Ajudou-nos muito o fato de Denis Sokolov, um pesquisador do Cáucaso muito famoso e respeitado entre os muçulmanos, ter sido um dos cofundadores do Conselho Civil. Isso nos permitiu estabelecer relações com o comandante do batalhão da Crimeia, Isa Akaev. Agora está claro que somos aliados da Ucrânia.
No último outono, fizemos um acordo com o comando do exército ucraniano de que o RDK se tornaria uma plataforma para os voluntários que recrutamos fora da Ucrânia. Desde o início de 2023, houve várias ondas de voluntários. Recentemente, um de nossos voluntários foi morto (Dmitri Petrov, antifascista e anarquista da Rússia, doutor em história e antropólogo, morreu durante a defesa de Bakhmut no final de abril). Outros dois ficaram feridos, um deles gravemente.
RFI: O posicionamento político dos combatentes do RDK levanta muitas questões. Nos canais do Telegram do Corpo de Voluntários Russos, um dos vídeos mostra duas pessoas que seriam difíceis de imaginar juntas na vida civil: um membro da ultradireita nacionalista, Alexei Liovkine, e um ex-ator e professor de ioga, anarquista, Kirill Kanakhine. Você pode traçar um perfil dos voluntários do RDK?
A.S.: Os voluntários não são necessariamente de extrema direita.
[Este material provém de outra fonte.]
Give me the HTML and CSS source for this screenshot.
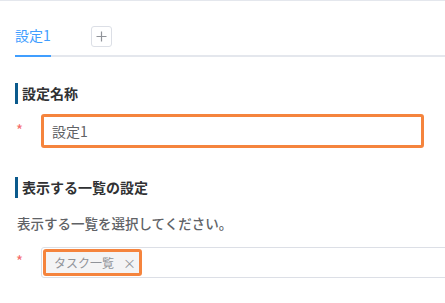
FILE: index.html
```html
<!doctype html>
<html lang="ja">
  <head>
    <meta charset="UTF-8" />
    <meta name="viewport" content="width=device-width, initial-scale=1.0" />
    <title>設定</title>
    <link rel="stylesheet" href="styles.css">
  </head>
  <body>
    <main class="panel">
      <div class="tabs">
        <div class="tab activo">設定1</div>
        <button class="tab-add" aria-label="追加">
          <svg width="11" height="11" viewBox="0 0 11 11">
            <path d="M5.5 0.5v10M0.5 5.5h10" stroke="#909399" stroke-width="1.2" fill="none" />
          </svg>
        </button>
      </div>

      <section class="bloque">
        <h2 class="titulo">設定名称</h2>
        <div class="fila">
          <span class="requerido">*</span>
          <div class="campo resaltado">設定1</div>
        </div>
      </section>

      <section class="bloque">
        <h2 class="titulo">表示する一覧の設定</h2>
        <p class="descripcion">表示する一覧を選択してください。</p>
        <div class="fila">
          <span class="requerido">*</span>
          <div class="selector">
            <span class="etiqueta">タスク一覧<span class="cerrar">×</span></span>
          </div>
        </div>
      </section>
    </main>
  </body>
</html>
```

FILE: styles.css
```css
body {
  margin: 0;
  font-family: "Noto Sans CJK JP", "Noto Sans", sans-serif;
  background-color: #fff;
  color: #303133;
  overflow: hidden;
}

.panel {
  border-top: 1px solid #e4e7ed;
  padding-left: 15px;
  width: 430px;
  height: 302px;
}

.tabs {
  display: flex;
  align-items: flex-start;
  height: 53px;
  border-bottom: 2px solid #e4e7ed;
  padding-top: 1px;
  margin-right: -15px;
}

.tab {
  font-size: 14px;
  line-height: 20px;
  height: 55px;
  box-sizing: border-box;
  padding-top: 23px;
}

.tab.activo {
  color: #409eff;
  box-shadow: inset 0 -2px 0 #409eff;
}

.tab-add {
  margin: 24px 0 0 40px;
  width: 21px;
  height: 21px;
  padding: 0;
  border: 1px solid #dcdfe6;
  border-radius: 3px;
  background: #fff;
  display: flex;
  align-items: center;
  justify-content: center;
}

.bloque {
  margin-top: 26px;
}

.bloque + .bloque {
  margin-top: 29px;
}

.titulo {
  margin: 0;
  font-size: 14px;
  font-weight: bold;
  line-height: 21px;
  border-left: 3px solid #0b5a8c;
  padding-left: 4px;
  color: #303133;
}

.descripcion {
  margin: 15px 0 0 2px;
  font-size: 13.5px;
  font-weight: 500;
  line-height: 20px;
  color: #606266;
}

.fila {
  display: flex;
  align-items: center;
  margin-top: 10px;
}

.bloque + .bloque .fila {
  margin-top: 14px;
}

.requerido {
  width: 25px;
  flex-shrink: 0;
  color: #f56c6c;
  font-size: 15px;
  padding-left: 1px;
  margin-top: -4px;
}

.campo {
  width: 383px;
  height: 34px;
  box-sizing: border-box;
  border-radius: 3px;
  padding-left: 8px;
  display: flex;
  align-items: center;
  font-size: 14px;
  color: #606266;
}

.resaltado {
  border: 3px solid #f5843d;
}

.selector {
  width: 420px;
  flex-shrink: 0;
  height: 31px;
  box-sizing: border-box;
  border: 1px solid #dcdfe6;
  border-radius: 3px;
  padding-left: 1px;
  display: flex;
  align-items: center;
}

.etiqueta {
  display: inline-flex;
  align-items: center;
  height: 27px;
  width: 99px;
  box-sizing: border-box;
  padding-left: 8px;
  background-color: #f4f4f5;
  border: 3px solid #f5843d;
  border-radius: 3px;
  font-size: 12px;
  color: #909399;
}

.cerrar {
  margin-left: 9px;
  font-size: 13px;
}
```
E hoje há também o batalhão “Sibéria”, que recruta voluntários da esquerda e anarquistas em particular. É por isso que os voluntários podem escolher em qual divisão ingressar.
Uma das dificuldades que estamos enfrentando atualmente é permitir que voluntários localizados em um terceiro país se juntem a nós. Estamos trabalhando nessas questões com a ajuda do Conselho Civil.
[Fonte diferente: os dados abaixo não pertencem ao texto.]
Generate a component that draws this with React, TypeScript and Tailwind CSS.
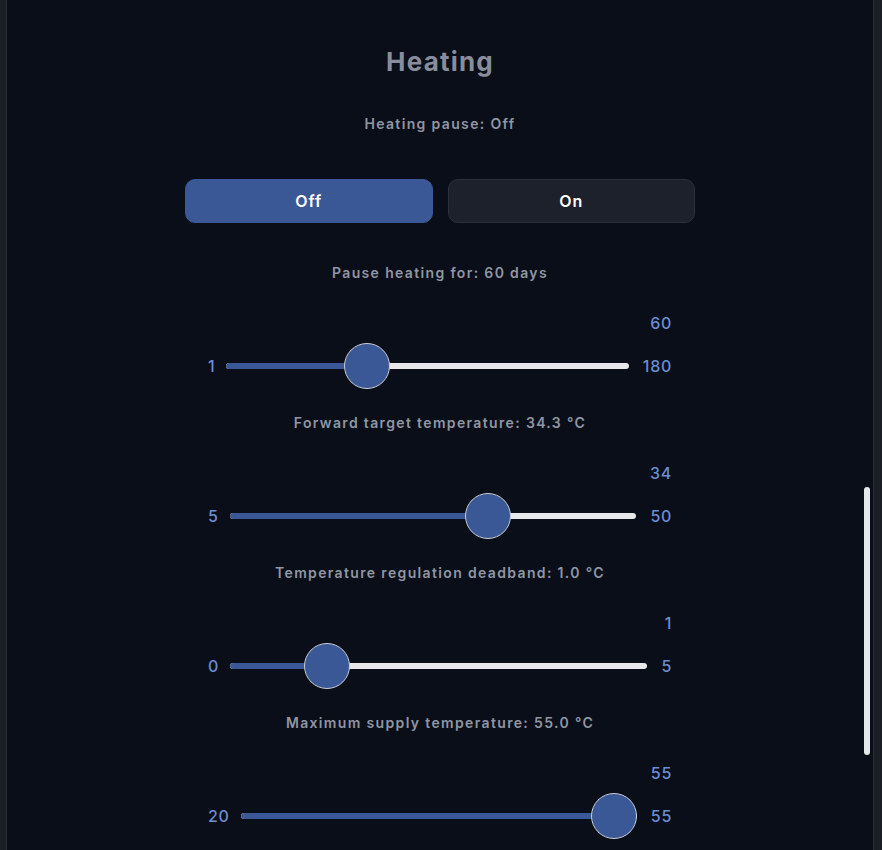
import { useState } from "react";

type SliderSpec = {
  label: string;
  min: number;
  max: number;
  value: number;
};

const sliders: SliderSpec[] = [
  { label: "Pause heating for: 60 days", min: 1, max: 180, value: 60 },
  { label: "Forward target temperature: 34.3 °C", min: 5, max: 50, value: 34.3 },
  { label: "Temperature regulation deadband: 1.0 °C", min: 0, max: 5, value: 1 },
  { label: "Maximum supply temperature: 55.0 °C", min: 20, max: 55, value: 55 },
];

const THUMB = 46;

function SliderRow({ spec }: { spec: SliderSpec }) {
  const frac = (spec.value - spec.min) / (spec.max - spec.min);
  const thumbLeft = `calc(${frac} * (100% - ${THUMB}px))`;
  const fillWidth = `calc(${frac} * (100% - ${THUMB}px) + ${THUMB / 2}px)`;

  return (
    <div className="mb-[23px] flex flex-col">
      <div className="h-5 text-center text-sm font-semibold leading-5 tracking-[1.35px] text-[#8f96a4]">
        {spec.label}
      </div>
      <div className="mx-auto mt-[28px] w-[464px]">
        <div className="h-6 text-right text-base font-medium leading-6 tracking-[0.7px] text-[#6a8dd3]">
          {Math.round(spec.value)}
        </div>
        <div className="mt-[7px] flex h-12 items-center text-base font-medium tracking-[0.7px] text-[#6a8dd3]">
          <span className="mr-[11px]">{spec.min}</span>
          <div className="relative h-12 flex-1">
            <div className="absolute inset-x-0 top-[21px] h-[6px] rounded-full bg-[#e8e8ea]" />
            <div
              className="absolute left-0 top-[21px] h-[6px] rounded-full bg-[#3a5895]"
              style={{ width: fillWidth }}
            />
            <div
              className="absolute top-[1px] h-[46px] w-[46px] rounded-full border-[1.5px] border-[#c9cdd6] bg-[#3a5895]"
              style={{ left: thumbLeft }}
            />
          </div>
          <span className="ml-[14px]">{spec.max}</span>
        </div>
      </div>
    </div>
  );
}

export default function App() {
  const [paused, setPaused] = useState(false);

  return (
    <div
      className="flex h-[850px] w-full overflow-hidden bg-[#1b1e25]"
      style={{ fontFamily: "Inter, 'Noto Sans', sans-serif" }}
    >
      <div className="w-[7px] shrink-0 border-r border-[#2a2e36]" />
      <div className="relative flex-1 overflow-hidden bg-[#0a0e18]">
        <div className="mx-auto flex w-[510px] flex-col pt-[46px]">
          <h1 className="text-center text-[26px] font-bold leading-8 tracking-[1.2px] text-[#878d9c]">
            Heating
          </h1>
          <div className="mt-9 text-center text-sm font-semibold leading-5 tracking-[1.35px] text-[#8f96a4]">
            Heating pause: {paused ? "On" : "Off"}
          </div>
          <div className="mt-[45px] flex gap-[15px]">
            <button
              type="button"
              onClick={() => setPaused(false)}
              className={`h-11 flex-1 rounded-[10px] border text-base font-semibold tracking-[1px] text-white ${
                !paused
                  ? "border-[#3a5895] bg-[#3a5895]"
                  : "border-[#2c313b] bg-[#1c212b]"
              }`}
            >
              Off
            </button>
            <button
              type="button"
              onClick={() => setPaused(true)}
              className={`h-11 flex-1 rounded-[10px] border text-base font-semibold tracking-[1px] text-white ${
                paused
                  ? "border-[#3a5895] bg-[#3a5895]"
                  : "border-[#2c313b] bg-[#1c212b]"
              }`}
            >
              On
            </button>
          </div>
          <div className="mt-10">
            {sliders.map((s) => (
              <SliderRow key={s.label} spec={s} />
            ))}
          </div>
        </div>
        <div className="absolute right-[3px] top-[487px] h-[268px] w-[6px] rounded-full bg-[#e6e7ea]" />
      </div>
      <div className="w-[9px] shrink-0 border-l border-[#2a2e36]" />
    </div>
  );
}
Também fornecemos equipamentos, treinamento, transporte para os voluntários, ajudamos suas famílias e os próprios voluntários, já que eles não são remunerados.
O Conselho Civil é uma organização ampla, com participação de todos que estão prontos para lutar por sua pátria. É por isso que, nessa organização, os nacionalistas russos lutam ao lado de nacionalistas circassianos. Pessoas de esquerda ao lado de pessoas de direita, muçulmanos ao lado de ortodoxos, etc. Na Rússia, tem havido muita polarização e as pessoas estão sendo colocadas umas contra as outras. Desde que um homem não cometa um crime, ele tem o direito de pensar o que quiser. E a marginalização dos nacionalistas pela intelligentsia liberal levou alguns deles ao fascismo e ao nazismo. 
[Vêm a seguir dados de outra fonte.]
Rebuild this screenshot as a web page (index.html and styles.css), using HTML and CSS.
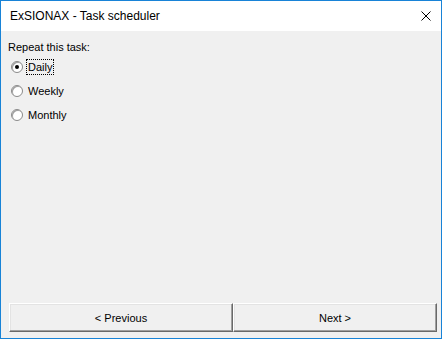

RFI: Como o Conselho Civil e os membros do RDK veem a Rússia, agora e no futuro?
A.S.: Nós, da coalizão do Conselho Civil, consideramos a Federação Russa um Estado falido. E seus líderes são criminosos de guerra e criminosos políticos. Uma de nossas principais tarefas é a criação de um tribunal independente. Estamos reunindo provas e preparando acusações.
Acreditamos que toda nação tem o direito à autodeterminação. Isso significa que todas as repúblicas e comunidades regionais e grupos étnicos devem ser livres para escolher entre independência, participação em uma federação ou confederação, autonomia etc.
Estamos convencidos de que os russos, como nação, também têm o direito à autodeterminação. E isso, entre outras coisas, pode ser um remédio contra o imperialismo e o colonialismo. Entretanto, nem tudo é tão simples. Existem muitas diferenças entre os russos.
RFI: Vocês têm um objetivo separatista?
A.S.: À medida em que Vladimir Putin já fez de tudo para desmembrar o país, o separatismo está do lado daqueles que são aliados do Kremlin. Assim que Putin desaparecer, eles dividirão o país em territórios para controlar.
RFI: Como vocês são financiados? 
A.S.: Representantes das comunidades regionais, nacionais e da diáspora nos ajudam financeiramente. Também coletamos doações de nossos apoiadores. Obviamente, esse financiamento é limitado e irregular. Alguns doam € 1.000, outros € 100, outros € 10.000. Os fundos coletados são destinados a treinamento e equipamentos.